The way a target-date fund changes its asset allocation over time is called the glide path. You can think of the glide path as a formula that steadily reduces the percentage of your portfolio in equities as you approach your target date. For example, this can be expressed as:
Equity Allocation at Year t=max(0,E0−r⋅(t−t0))where E0 is the starting equity allocation, r is the rate of decrease per year, t0 is the starting year, and t is the current year. This formula reflects how your portfolio becomes less risky as your investment horizon shortens.
Target-date funds offer several advantages. Their main strength is simplicity: you do not need to actively manage your investments or worry about rebalancing.
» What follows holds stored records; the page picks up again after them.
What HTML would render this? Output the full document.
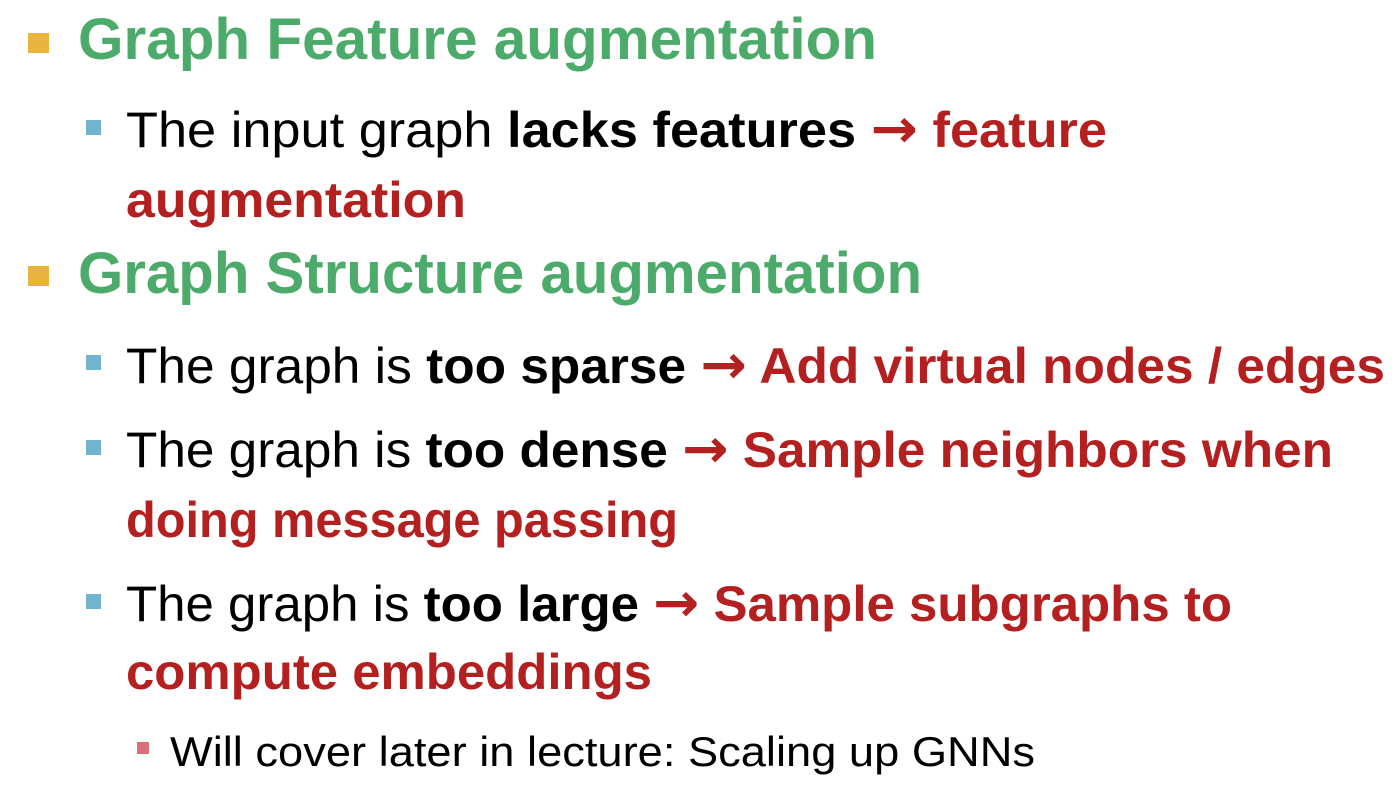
<!DOCTYPE html>
<html><head><meta charset="utf-8">
<style>
html,body{margin:0;padding:0;background:#fff;}
body{width:1400px;height:800px;position:relative;overflow:hidden;font-family:"Liberation Sans",sans-serif;}
.l{position:absolute;white-space:nowrap;line-height:1;transform-origin:0 0;color:#000;}
.h{font-weight:bold;color:#4cab6a;font-size:58px;}
.s{font-size:50px;}
.t{font-size:42px;}
b{font-weight:bold;}
.r{color:#b3201f;font-weight:bold;}
.ar{font-family:"DejaVu Sans",sans-serif;font-weight:bold;font-size:54px;line-height:0.9;}
.bul{position:absolute;}
</style></head><body>
<div class="bul" style="left:28px;top:33px;width:21px;height:20px;background:#e9b43c"></div>
<div class="bul" style="left:28px;top:266px;width:21px;height:20px;background:#e9b43c"></div>
<div class="bul" style="left:86px;top:120px;width:15px;height:15px;background:#72b3d0"></div>
<div class="bul" style="left:86px;top:355px;width:15px;height:15px;background:#72b3d0"></div>
<div class="bul" style="left:86px;top:440px;width:15px;height:15px;background:#72b3d0"></div>
<div class="bul" style="left:86px;top:594px;width:15px;height:15px;background:#72b3d0"></div>
<div class="bul" style="left:137px;top:742px;width:12px;height:12px;background:#d9707c"></div>

<div class="l h" style="left:78px;top:11px">Graph Feature augmentation</div>
<div class="l s" style="left:126px;top:105px">The input graph <b>lacks features</b> <span class="r"><span class="ar">→</span> feature</span></div>
<div class="l s r" style="left:126px;top:175px">augmentation</div>
<div class="l h" style="left:78px;top:245px">Graph Structure augmentation</div>
<div class="l s" style="left:126px;top:341px">The graph is <b>too sparse</b> <span class="r"><span class="ar">→</span> Add virtual nodes / edges</span></div>
<div class="l s" style="left:126px;top:425px">The graph is <b>too dense</b> <span class="r"><span class="ar">→</span> Sample neighbors when</span></div>
<div class="l s r" style="left:126px;top:495px">doing message passing</div>
<div class="l s" style="left:126px;top:579px">The graph is <b>too large</b> <span class="r"><span class="ar">→</span> Sample subgraphs to</span></div>
<div class="l s r" style="left:126px;top:647px">compute embeddings</div>
<div class="l t" style="left:170px;top:731px">Will cover later in lecture: Scaling up GNNs</div>
<script>
var w=[799,981,340,844,1259,1207,552,1106,526,865];
var els=document.querySelectorAll('.l');
for(var i=0;i<els.length;i++){var a=els[i].getBoundingClientRect().width;els[i].style.transform='scaleX('+(w[i]/a)+')';}
</script>
</body></html>
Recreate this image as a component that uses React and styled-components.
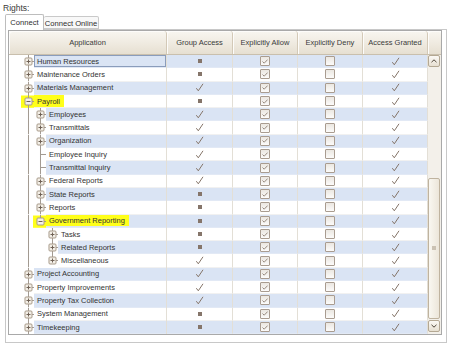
import React from "react";
import styled, { createGlobalStyle } from "styled-components";

const ROW_H = 13.3;

const rows = [
  { name: "Human Resources", level: 0, node: "plus", group: "part", focus: true },
  { name: "Maintenance Orders", level: 0, node: "plus", group: "part" },
  { name: "Materials Management", level: 0, node: "plus", group: "full" },
  { name: "Payroll", level: 0, node: "minus", group: "part", marked: true },
  { name: "Employees", level: 1, node: "plus", group: "full", guides: [true] },
  { name: "Transmittals", level: 1, node: "plus", group: "full", guides: [true] },
  { name: "Organization", level: 1, node: "plus", group: "full", guides: [true] },
  { name: "Employee Inquiry", level: 1, node: "leaf", group: "full", guides: [true] },
  { name: "Transmittal Inquiry", level: 1, node: "leaf", group: "full", guides: [true] },
  { name: "Federal Reports", level: 1, node: "plus", group: "full", guides: [true] },
  { name: "State Reports", level: 1, node: "plus", group: "part", guides: [true] },
  { name: "Reports", level: 1, node: "plus", group: "part", guides: [true] },
  { name: "Government Reporting", level: 1, node: "minus", group: "part", guides: [true], marked: true, last: true },
  { name: "Tasks", level: 2, node: "plus", group: "part", guides: [true, false] },
  { name: "Related Reports", level: 2, node: "plus", group: "part", guides: [true, false] },
  { name: "Miscellaneous", level: 2, node: "plus", group: "full", guides: [true, false], last: true },
  { name: "Project Accounting", level: 0, node: "plus", group: "full" },
  { name: "Property Improvements", level: 0, node: "plus", group: "full" },
  { name: "Property Tax Collection", level: 0, node: "plus", group: "full" },
  { name: "System Management", level: 0, node: "plus", group: "part" },
  { name: "Timekeeping", level: 0, node: "plus", group: "part" },
];

const GlobalStyle = createGlobalStyle`
  body {
    margin: 0;
    background: #ffffff;
    font-family: "Liberation Sans", Arial, sans-serif;
    color: #333333;
  }
`;

const Page = styled.div`
  padding: 3px 3px 0 3px;
  width: 449px;
  box-sizing: border-box;
`;

const Caption = styled.div`
  font-size: 8.5px;
  line-height: 11px;
  height: 11px;
  color: #3a3a3a;
`;

const TabStrip = styled.div`
  display: flex;
  align-items: flex-end;
  height: 15px;
  padding-left: 2px;
`;

const Tab = styled.div`
  position: relative;
  z-index: ${(p) => (p.$active ? 1 : 0)};
  box-sizing: border-box;
  height: ${(p) => (p.$active ? "16px" : "13px")};
  margin-bottom: ${(p) => (p.$active ? "-1px" : "0")};
  width: ${(p) => p.$w}px;
  border: 1px solid ${(p) => (p.$active ? "#bdbdbd" : "#c9c9c9")};
  border-bottom: ${(p) => (p.$active ? "none" : "1px solid #c9c9c9")};
  border-left: ${(p) => (p.$active ? "1px solid #bdbdbd" : "none")};
  border-radius: 2px 2px 0 0;
  background: ${(p) => (p.$active ? "#ffffff" : "#f8f8f8")};
  font-size: 7.6px;
  color: #2e2e2e;
  display: flex;
  align-items: center;
  justify-content: center;
  padding-top: ${(p) => (p.$active ? "0" : "1px")};
`;

const Panel = styled.div`
  margin-left: 2px;
  width: 442px;
  box-sizing: border-box;
  border: 1px solid #c8c8c8;
  padding: 0 3px 7px 2px;
`;

const GridBox = styled.div`
  border: 1px solid #a9a9a9;
  width: 434px;
  box-sizing: border-box;
`;

const HeaderRow = styled.div`
  display: grid;
  grid-template-columns: 158px 66px 65px 65px 65px 13px;
  height: 24px;
  box-sizing: border-box;
  border-bottom: 1px solid #c9bfad;
`;

const HeaderCell = styled.div`
  display: flex;
  align-items: center;
  justify-content: center;
  font-size: 7.5px;
  color: #3a3a3a;
  background: linear-gradient(#f8f6f0, #efeae0 55%, #e6dfd1);
  border-right: 1px solid #d3c9b7;
  box-shadow: inset 1px 1px 0 #fdfcfa;
  border-radius: 3px 3px 0 0;
  &:last-child {
    border-right: none;
  }
`;

const Body = styled.div`
  display: flex;
`;

const RowList = styled.div`
  width: 419px;
`;

const Row = styled.div`
  display: grid;
  grid-template-columns: 158px 66px 65px 65px 65px;
  height: ${ROW_H}px;
`;

const AppCell = styled.div`
  display: flex;
  border-right: 1px solid #e3dfd6;
  min-width: 0;
`;

const TextCell = styled.div`
  flex: 1;
  display: flex;
  align-items: stretch;
  background: ${(p) => (p.$alt ? "#dae4f4" : "#ffffff")};
  box-shadow: ${(p) => (p.$focus ? "inset 0 0 0 1px #8a9cbb" : "none")};
  border-bottom: 1px solid ${(p) => (p.$alt ? "#e2e9f5" : "#f1f1f1")};
  box-sizing: border-box;
`;

const Label = styled.span`
  display: flex;
  align-items: center;
  margin: 0.5px 0;
  padding: 0 4px 0 3px;
  font-size: 7.5px;
  white-space: nowrap;
  color: #333333;
  background: ${(p) => (p.$marked ? "#ffff1a" : "transparent")};
`;

const ValueCell = styled.div`
  display: flex;
  align-items: center;
  justify-content: center;
  background: ${(p) => (p.$alt ? "#dae4f4" : "#ffffff")};
  border-right: 1px solid #e3dfd6;
  border-bottom: 1px solid ${(p) => (p.$alt ? "#e2e9f5" : "#f1f1f1")};
  box-sizing: border-box;
`;

const Square = styled.span`
  width: 4px;
  height: 4px;
  background: #85756a;
`;

const CheckBox = styled.span`
  width: 10px;
  height: 10px;
  box-sizing: border-box;
  border: 1px solid #a99c90;
  border-radius: 1px;
  background: linear-gradient(#ebe7e1, #fcfbfa);
  display: flex;
  align-items: center;
  justify-content: center;
`;

const ScrollBar = styled.div`
  width: 13px;
  display: flex;
  flex-direction: column;
  background: #f3f0ea;
  padding: 0 1px 2px 0;
  box-sizing: border-box;
`;

const ScrollButton = styled.div`
  width: 12px;
  height: 12px;
  box-sizing: border-box;
  border: 1px solid #b4a893;
  border-radius: 2px;
  background: linear-gradient(#fbf9f5, #e7e0d2);
  display: flex;
  align-items: center;
  justify-content: center;
`;

const Track = styled.div`
  flex: 1;
  display: flex;
  flex-direction: column;
  padding-top: 111px;
`;

const Thumb = styled.div`
  height: 141px;
  width: 12px;
  box-sizing: border-box;
  border: 1px solid #bfb39f;
  border-radius: 2px;
  background: linear-gradient(90deg, #f9f7f1, #ece6da);
  display: flex;
  align-items: center;
  justify-content: center;
`;

const Grip = styled.span`
  width: 4px;
  height: 4px;
  background: #cbc2b3;
  margin-top: -2px;
`;

const Tick = () => (
  <svg width="9" height="9" viewBox="0 0 9 9">
    <path d="M1.3 5.2 L3.3 7.8 L8 0.8" fill="none" stroke="#857569" strokeWidth="1" />
  </svg>
);

const SmallCheck = () => (
  <svg width="6" height="5" viewBox="0 0 6 5">
    <path d="M0.5 2.5 L2.2 4.2 L5.6 0.6" fill="none" stroke="#8c7e72" strokeWidth="0.9" />
  </svg>
);

const Chevron = ({ down }) => (
  <svg width="6" height="4" viewBox="0 0 6 4">
    <path d={down ? "M0.5 0.8 L3 3.2 L5.5 0.8" : "M0.5 3.2 L3 0.8 L5.5 3.2"} fill="none" stroke="#4e4538" strokeWidth="1" />
  </svg>
);

const TreeGraphic = ({ row }) => {
  const w = 25 + 12 * row.level;
  const h = ROW_H;
  const mid = 6.5;
  const cx = 19.5 + 12 * row.level;
  const guides = row.guides || [];
  const line = "#a29a91";
  return (
    <svg width={w} height={h} viewBox={`0 0 ${w} ${h}`} style={{ flexShrink: 0, display: "block" }}>
      {row.marked && <rect x={cx - 7.5} y="0.5" width={w - cx + 7.5} height={h - 1} fill="#ffff1a" />}
      {guides.map((on, i) =>
        on ? <line key={i} x1={19.5 + 12 * i} y1="0" x2={19.5 + 12 * i} y2={h} stroke={line} strokeWidth="1" /> : null
      )}
      <line x1={cx} y1="0" x2={cx} y2={row.last ? mid : h} stroke={line} strokeWidth="1" />
      <line x1={cx} y1={mid} x2={w} y2={mid} stroke={line} strokeWidth="1" />
      {row.node !== "leaf" && (
        <g>
          <rect x={cx - 3.5} y={mid - 3.5} width="7" height="7" rx="1" fill="#f4f0e8" stroke="#a79a89" strokeWidth="1" />
          <line x1={cx - 2} y1={mid} x2={cx + 2} y2={mid} stroke="#6f6154" strokeWidth="1" />
          {row.node === "plus" && <line x1={cx} y1={mid - 2} x2={cx} y2={mid + 2} stroke="#6f6154" strokeWidth="1" />}
        </g>
      )}
    </svg>
  );
};

const headers = ["Application", "Group Access", "Explicitly Allow", "Explicitly Deny", "Access Granted", ""];

const App = () => {
  return (
    <>
      <GlobalStyle />
      <Page>
        <Caption>Rights:</Caption>
        <TabStrip>
          <Tab $active $w={39}>Connect</Tab>
          <Tab $w={55}>Connect Online</Tab>
        </TabStrip>
        <Panel>
          <GridBox>
            <HeaderRow>
              {headers.map((h, i) => (
                <HeaderCell key={i}>{h}</HeaderCell>
              ))}
            </HeaderRow>
            <Body>
              <RowList>
                {rows.map((r, i) => {
                  const alt = i % 2 === 0;
                  return (
                    <Row key={r.name}>
                      <AppCell>
                        <TreeGraphic row={r} />
                        <TextCell $alt={alt} $focus={r.focus}>
                          <Label $marked={r.marked}>{r.name}</Label>
                        </TextCell>
                      </AppCell>
                      <ValueCell $alt={alt}>{r.group === "full" ? <Tick /> : <Square />}</ValueCell>
                      <ValueCell $alt={alt}>
                        <CheckBox>
                          <SmallCheck />
                        </CheckBox>
                      </ValueCell>
                      <ValueCell $alt={alt}>
                        <CheckBox />
                      </ValueCell>
                      <ValueCell $alt={alt}>
                        <Tick />
                      </ValueCell>
                    </Row>
                  );
                })}
              </RowList>
              <ScrollBar>
                <ScrollButton>
                  <Chevron />
                </ScrollButton>
                <Track>
                  <Thumb>
                    <Grip />
                  </Thumb>
                </Track>
                <ScrollButton>
                  <Chevron down />
                </ScrollButton>
              </ScrollBar>
            </Body>
          </GridBox>
        </Panel>
      </Page>
    </>
  );
};

export default App;
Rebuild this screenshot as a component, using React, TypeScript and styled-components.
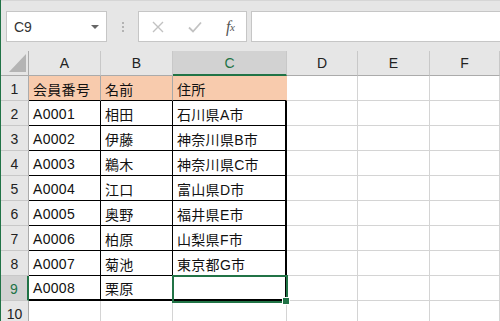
import styled, { createGlobalStyle } from 'styled-components';

const GlobalStyle = createGlobalStyle`
  html, body {
    margin: 0;
    padding: 0;
    overflow: hidden;
    background: #ffffff;
  }
  body {
    font-family: 'Liberation Sans', 'Noto Sans CJK JP', sans-serif;
  }
`;

const GREEN = '#217346';
const GRID = '#d4d4d4';
const HEAD_BG = '#e6e6e6';
const HEAD_SEL = '#d2d2d2';
const HEAD_LINE = '#ababab';

const Window = styled.div`
  width: 499px;
  height: 321px;
  border-left: 1px solid ${GREEN};
  overflow: hidden;
  background: #ffffff;
`;

const Toolbar = styled.div`
  height: 51px;
  box-sizing: border-box;
  background: ${HEAD_BG};
  border-top: 1px solid #d6d6d6;
  display: flex;
  align-items: flex-start;
  padding: 10px 0 0 5px;
`;

const Box = styled.div`
  height: 31px;
  box-sizing: border-box;
  background: #ffffff;
  border: 1px solid #c6c6c6;
  display: flex;
  align-items: center;
`;

const NameBox = styled(Box)`
  width: 101px;
  padding: 0 7px;
  justify-content: space-between;
`;

const NameText = styled.span`
  font-size: 14px;
  color: #333333;
`;

const DropArrow = styled.span`
  width: 0;
  height: 0;
  border-left: 4px solid transparent;
  border-right: 4px solid transparent;
  border-top: 4px solid #666666;
  margin-top: 1px;
`;

const Grip = styled.div`
  width: 31px;
  height: 31px;
  display: flex;
  flex-direction: column;
  align-items: center;
  justify-content: center;
  gap: 2px;

  span {
    width: 2px;
    height: 2px;
    background: #b3b3b3;
  }
`;

const ButtonsBox = styled(Box)`
  width: 109px;
  padding-left: 13px;
  gap: 24px;
`;

const FxLabel = styled.span`
  font-family: 'Liberation Serif', 'DejaVu Serif', serif;
  font-style: italic;
  font-size: 16px;
  color: #555555;
  letter-spacing: -0.5px;

  sub {
    font-size: 11px;
    vertical-align: 1px;
  }
`;

const FormulaInput = styled(Box)`
  flex: 1;
  margin-left: 4px;
  border-right: none;
`;

const Sheet = styled.div`
  display: grid;
  grid-template-columns: 28px 72px 72px 114px 71px 72px 1fr;
  grid-auto-rows: 25px;
`;

const Corner = styled.div`
  background: ${HEAD_BG};
  border-right: 1px solid ${HEAD_LINE};
  border-bottom: 1px solid ${HEAD_LINE};
  box-sizing: border-box;

  svg {
    display: block;
  }
`;

const ColHeader = styled.div<{ $selected?: boolean }>`
  box-sizing: border-box;
  background: ${p => (p.$selected ? HEAD_SEL : HEAD_BG)};
  color: ${p => (p.$selected ? GREEN : '#222222')};
  border-right: 1px solid #c8c8c8;
  border-bottom: ${p => (p.$selected ? `2px solid ${GREEN}` : `1px solid ${HEAD_LINE}`)};
  display: flex;
  align-items: center;
  justify-content: center;
  font-size: 14px;
  padding-top: ${p => (p.$selected ? '1px' : '0')};
`;

const RowHeader = styled.div<{ $selected?: boolean }>`
  box-sizing: border-box;
  background: ${p => (p.$selected ? HEAD_SEL : HEAD_BG)};
  color: ${p => (p.$selected ? GREEN : '#222222')};
  border-right: ${p => (p.$selected ? `2px solid ${GREEN}` : `1px solid ${HEAD_LINE}`)};
  border-bottom: 1px solid #c8c8c8;
  display: flex;
  align-items: center;
  justify-content: center;
  font-size: 14px;
  padding-top: 1px;
`;

type CellProps = {
  $fill?: string;
  $right: string;
  $bottom: string;
};

const Cell = styled.div<CellProps>`
  box-sizing: border-box;
  position: relative;
  background: ${p => p.$fill || '#ffffff'};
  border-right: ${p => p.$right};
  border-bottom: ${p => p.$bottom};
  display: flex;
  align-items: center;
  padding: 1px 0 0 4px;
  font-size: 14px;
  letter-spacing: 0.3px;
  color: #111111;
  white-space: nowrap;
`;

const Selection = styled.div`
  position: absolute;
  left: -1px;
  top: -1px;
  width: 116px;
  height: 28px;
  box-sizing: border-box;
  border: 2px solid ${GREEN};
  pointer-events: none;
  z-index: 2;
`;

const FillHandle = styled.div`
  position: absolute;
  left: 110px;
  top: 22px;
  width: 6px;
  height: 6px;
  background: ${GREEN};
  outline: 1px solid #ffffff;
  z-index: 3;
`;

const columns = ['A', 'B', 'C', 'D', 'E', 'F'];

const data: string[][] = [
  ['会員番号', '名前', '住所'],
  ['A0001', '相田', '石川県A市'],
  ['A0002', '伊藤', '神奈川県B市'],
  ['A0003', '鵜木', '神奈川県C市'],
  ['A0004', '江口', '富山県D市'],
  ['A0005', '奥野', '福井県E市'],
  ['A0006', '柏原', '山梨県F市'],
  ['A0007', '菊池', '東京都G市'],
  ['A0008', '栗原', ''],
  [],
];

const SEL_ROW = 9;
const SEL_COL = 2;

function cellBorders(r: number, c: number) {
  const inTable = c <= 2 && r <= 9;
  let right = `1px solid ${GRID}`;
  let bottom = `1px solid ${GRID}`;
  if (r === 1 && c <= 2) {
    right = c < 2 ? '1px solid #a8a8a8' : '1px solid #f8cbad';
    bottom = '1px solid #000000';
  } else if (inTable) {
    right = c === 2 ? '2px solid #000000' : '1px solid #000000';
    bottom = r === 9 ? '2px solid #000000' : '1px solid #000000';
  }
  return { right, bottom };
}

export default function App() {
  return (
    <>
      <GlobalStyle />
      <Window>
        <Toolbar>
          <NameBox>
            <NameText>C9</NameText>
            <DropArrow />
          </NameBox>
          <Grip>
            <span />
            <span />
            <span />
          </Grip>
          <ButtonsBox>
            <svg width="12" height="12" viewBox="0 0 12 12">
              <path d="M1 1 L11 11 M11 1 L1 11" stroke="#c2c2c2" strokeWidth="1.4" fill="none" />
            </svg>
            <svg width="14" height="12" viewBox="0 0 14 12">
              <path d="M1 6.5 L5 10.5 L13 1.5" stroke="#c2c2c2" strokeWidth="1.8" fill="none" />
            </svg>
            <FxLabel>
              f<sub>x</sub>
            </FxLabel>
          </ButtonsBox>
          <FormulaInput />
        </Toolbar>
        <Sheet>
          <Corner>
            <svg width="27" height="24" viewBox="0 0 27 24">
              <polygon points="25,3 25,21 8,21" fill="#b4b4b4" />
            </svg>
          </Corner>
          {columns.map((name, c) => (
            <ColHeader key={`h${c}`} $selected={c === SEL_COL}>
              {name}
            </ColHeader>
          ))}
          {data.map((row, ri) => {
            const r = ri + 1;
            return [
              <RowHeader key={`r${r}`} $selected={r === SEL_ROW}>
                {r}
              </RowHeader>,
              ...columns.map((_, c) => {
                const { right, bottom } = cellBorders(r, c);
                const isSel = r === SEL_ROW && c === SEL_COL;
                return (
                  <Cell
                    key={`c${r}-${c}`}
                    $fill={r === 1 && c <= 2 ? '#f8cbad' : undefined}
                    $right={right}
                    $bottom={bottom}
                  >
                    {row[c] || ''}
                    {isSel && (
                      <>
                        <Selection />
                        <FillHandle />
                      </>
                    )}
                  </Cell>
                );
              }),
            ];
          })}
        </Sheet>
      </Window>
    </>
  );
}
The fund automatically shifts assets according to its glide path, which helps keep your investment strategy aligned with your time horizon. This feature is especially helpful for new investors or those who prefer a set-it-and-forget-it approach. Another benefit is automatic rebalancing, which means the fund periodically adjusts its holdings to maintain the intended allocation, regardless of market movements.
However, target-date funds also have some drawbacks. One key limitation is the one-size-fits-all approach. All investors in the same target-date fund get the same glide path, regardless of their personal risk tolerance, other assets, or retirement goals. This can result in a portfolio that is either too aggressive or too conservative for your specific needs. Additionally, target-date funds often come with fees that may be higher than building a similar portfolio yourself, especially if the fund is a "fund-of-funds" that layers fees from underlying investments. When considering a target-date fund, always check the expense ratio and understand how the glide path fits with your personal situation.